Ah, so Knights of Ni is Ragnalroad on PN. I figured as much he'd turn up somehwere else too. I think it's funny that I always disagreed with Rag even when I didn't know who he was 

I would post on the thread but it isn't worth my time.

edit: Also funny that Blossom doesn't know I have an account there too...


----------



## Jackson (Jan 30, 2009)

I for one think she is a joke check this out

Words of the great Blossom LOL

"are you kidding me !!!

my fish DID NOT DIE ....and WERE FIT for transport ....

I could care a less "who I piss-off".......and "thats on them"(own your own feelings!)

gee I gave away BN fry over a year ago because I only had 1 freshwater tank ,to someone I might add is an awesome person,and she also has the parents which I gave her for FREE !

oh ...... people like you wont stop me .

I have no experiance ROLMFAO thats why I have over 30+ plecs and have no deaths? and just about every pair has fry that are thriving as well .......

I dont need to justify anything to you ...who are you ....nobody ...

FYI .... I just gave away 30 144 fry ......and they are all still alive ..why dont you tell your crap to the people I gave them to ,I am sure they would have an earfull for you !!!

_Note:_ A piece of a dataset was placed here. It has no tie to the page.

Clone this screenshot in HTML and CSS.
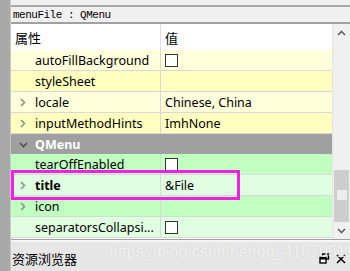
FILE: index.html
```html
<!DOCTYPE html>
<html lang="zh">
<head>
    <meta charset="UTF-8">
    <title>属性编辑器</title>
    <link rel="stylesheet" href="styles.css">
</head>
<body>
    <div class="window">
        <div class="side"></div>
        <div class="main">
            <div class="topbar"></div>
            <div class="objname">menuFile : QMenu</div>

            <div class="frame">
                <div class="grid">
                    <div class="head">
                        <div class="cell name">属性</div>
                        <div class="cell val">值</div>
                    </div>

                    <div class="row y1">
                        <div class="cell name"><span class="arrow"></span>autoFillBackground</div>
                        <div class="cell val"><span class="check"></span></div>
                    </div>
                    <div class="row y2">
                        <div class="cell name"><span class="arrow"></span>styleSheet</div>
                        <div class="cell val"></div>
                    </div>
                    <div class="row y1">
                        <div class="cell name"><span class="arrow"><svg width="6" height="9" viewBox="0 0 6 9"><path d="M1 1 L4.5 4.5 L1 8" fill="none" stroke="#8c8c8c" stroke-width="1.5"/></svg></span>locale</div>
                        <div class="cell val">Chinese, China</div>
                    </div>
                    <div class="row y2">
                        <div class="cell name"><span class="arrow"><svg width="6" height="9" viewBox="0 0 6 9"><path d="M1 1 L4.5 4.5 L1 8" fill="none" stroke="#8c8c8c" stroke-width="1.5"/></svg></span>inputMethodHints</div>
                        <div class="cell val">ImhNone</div>
                    </div>

                    <div class="row group">
                        <div class="cell name"><span class="arrow"><svg width="9" height="6" viewBox="0 0 9 6"><path d="M1 1 L4.5 4.5 L8 1" fill="none" stroke="#505050" stroke-width="1.6"/></svg></span>QMenu</div>
                    </div>

                    <div class="row g1">
                        <div class="cell name"><span class="arrow"></span>tearOffEnabled</div>
                        <div class="cell val"><span class="check"></span></div>
                    </div>
                    <div class="row g2">
                        <div class="cell name bold"><span class="arrow"><svg width="6" height="9" viewBox="0 0 6 9"><path d="M1 1 L4.5 4.5 L1 8" fill="none" stroke="#8c8c8c" stroke-width="1.5"/></svg></span>title</div>
                        <div class="cell val">&amp;File</div>
                    </div>
                    <div class="row g1">
                        <div class="cell name"><span class="arrow"><svg width="6" height="9" viewBox="0 0 6 9"><path d="M1 1 L4.5 4.5 L1 8" fill="none" stroke="#8c8c8c" stroke-width="1.5"/></svg></span>icon</div>
                        <div class="cell val"></div>
                    </div>
                    <div class="row g2">
                        <div class="cell name"><span class="arrow"></span>separatorsCollapsi...</div>
                        <div class="cell val"><span class="check"></span></div>
                    </div>
                    <div class="rest"></div>

                    <!-- marca del usuario sobre la fila title -->
                    <div class="mark"></div>
                </div>

                <div class="scroll">
                    <div class="btn up">
                        <svg width="9" height="6" viewBox="0 0 9 6"><path d="M1 5 L4.5 1.5 L8 5" fill="none" stroke="#606060" stroke-width="1.6"/></svg>
                    </div>
                    <div class="track">
                        <div class="thumb"><span class="grip"></span></div>
                    </div>
                    <div class="btn down">
                        <svg width="9" height="6" viewBox="0 0 9 6"><path d="M1 1 L4.5 4.5 L8 1" fill="none" stroke="#606060" stroke-width="1.6"/></svg>
                    </div>
                </div>
            </div>

            <div class="dock">
                <span class="dock-title">资源浏览器</span>
                <span class="dock-icons">
                    <svg width="11" height="11" viewBox="0 0 11 11"><rect x="3.5" y="1" width="6" height="5" fill="none" stroke="#000" stroke-width="1.4"/><rect x="1" y="4.5" width="6" height="5.5" fill="#fff" stroke="#000" stroke-width="1.4"/><line x1="1" y1="5.5" x2="7" y2="5.5" stroke="#000" stroke-width="2"/></svg>
                    <svg width="10" height="10" viewBox="0 0 10 10"><path d="M1 1 L9 9 M9 1 L1 9" stroke="#000" stroke-width="1.5"/></svg>
                </span>
                <span class="watermark">https://blog.csdn.net/qq_41070511</span>
            </div>
        </div>
    </div>
</body>
</html>
```

FILE: styles.css
```css
/* Estilo general */
body {
    margin: 0;
    padding: 0;
    background-color: #f0f0f0;
    font-family: "Noto Sans", "Noto Sans CJK SC", sans-serif;
    font-size: 12px;
    color: #000;
}

.window {
    display: flex;
    width: 350px;
    height: 271px;
    overflow: hidden;
}

.side {
    width: 10px;
    background-color: #a9a9a9;
    border-right: 1px solid #c8c8c8;
}

.main {
    flex: 1;
    display: flex;
    flex-direction: column;
    min-width: 0;
}

.topbar {
    height: 5px;
    border-bottom: 2px solid #a8a8a8;
    background-color: #f0f0f0;
}

.objname {
    height: 15px;
    line-height: 16px;
    padding-left: 2px;
    font-family: "Liberation Mono", "DejaVu Sans Mono", monospace;
    font-size: 11px;
    letter-spacing: -0.5px;
    background-color: #f0f0f0;
    border-bottom: 2px solid #a0a0a0;
    color: #000;
}

.frame {
    display: flex;
    height: 215px;
    border-bottom: 1px solid #a0a0a0;
    background-color: #fff;
}

.grid {
    flex: 1;
    position: relative;
    display: flex;
    flex-direction: column;
}

.head,
.row {
    display: grid;
    grid-template-columns: 150px 1fr;
}

.head {
    height: 26px;
    background-color: #fff;
    font-family: "Noto Sans CJK SC", sans-serif;
    font-size: 13px;
}

.head .cell {
    line-height: 27px;
    padding-left: 4px;
}

.head .name {
    border-right: 1px solid #e0e0e0;
}

.row {
    height: 20px;
    border-bottom: 1px solid #d8d8d8;
    font-size: 12.5px;
}

.row .cell {
    display: flex;
    align-items: center;
    line-height: 20px;
    padding-top: 1px;
    white-space: nowrap;
    overflow: hidden;
}

.row .name {
    border-right: 1px solid #d8d8d8;
    color: #000;
}

.row .val {
    padding-left: 4px;
}

.arrow {
    width: 24px;
    height: 20px;
    display: flex;
    align-items: center;
    justify-content: center;
    flex: none;
}

.bold {
    font-weight: bold;
}

.y1 { background-color: #ffffdc; }
.y2 { background-color: #ffffbf; }
.g1 { background-color: #c0ffc0; }
.g2 { background-color: #e0ffe0; }

.group {
    background-color: #a0a0a0;
    grid-template-columns: 1fr;
    border-bottom: none;
}

.group .name {
    border-right: none;
    color: #fff;
    font-weight: bold;
}

.check {
    width: 11px;
    height: 11px;
    border: 1px solid #333;
    background-color: #fff;
}

.rest {
    flex: 1;
    background-color: #fff;
}

.mark {
    position: absolute;
    left: 0;
    top: 146px;
    width: 223px;
    height: 24px;
    border: 3px solid #f51ee8;
}

.scroll {
    width: 17px;
    display: flex;
    flex-direction: column;
    background-color: #f0f0f0;
    border-left: 1px solid #e4e4e4;
}

.btn {
    height: 17px;
    display: flex;
    align-items: center;
    justify-content: center;
}

.track {
    flex: 1;
    display: flex;
    flex-direction: column;
    justify-content: flex-end;
}

.thumb {
    height: 52px;
    margin: 0 1px;
    background-color: #cdcdcd;
    display: flex;
    justify-content: center;
    padding-top: 20px;
    box-sizing: border-box;
}

.grip {
    width: 10px;
    height: 10px;
    background-color: #ececec;
}

.dock {
    position: relative;
    flex: 1;
    display: flex;
    align-items: center;
    justify-content: space-between;
    padding: 4px 4px 0 1px;
    border-top: 2px solid #f6f6f6;
    background-color: #e6e6e6;
}

.dock-title {
    font-family: "Noto Sans CJK SC", sans-serif;
    font-size: 13px;
    color: #000;
}

.dock-icons {
    display: flex;
    gap: 6px;
    align-items: center;
}

.watermark {
    position: absolute;
    left: 98px;
    top: 1px;
    font-family: "Liberation Sans", sans-serif;
    font-size: 16px;
    color: rgba(255, 255, 255, 0.75);
    text-shadow: 0 0 1px rgba(170, 170, 170, 0.5);
    white-space: nowrap;
}
```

geee another knowitall................"

I know this is all lies. I wont get into it. 
It is just so funny to see such a stupid person trying so hard by lying about what they have and what they are doing. And since when is a few months a lot of experience??? LOL

BigFishy~

Let them have their fun we know they are just a bunch of monkeys.


----------



## Jackson (Jan 30, 2009)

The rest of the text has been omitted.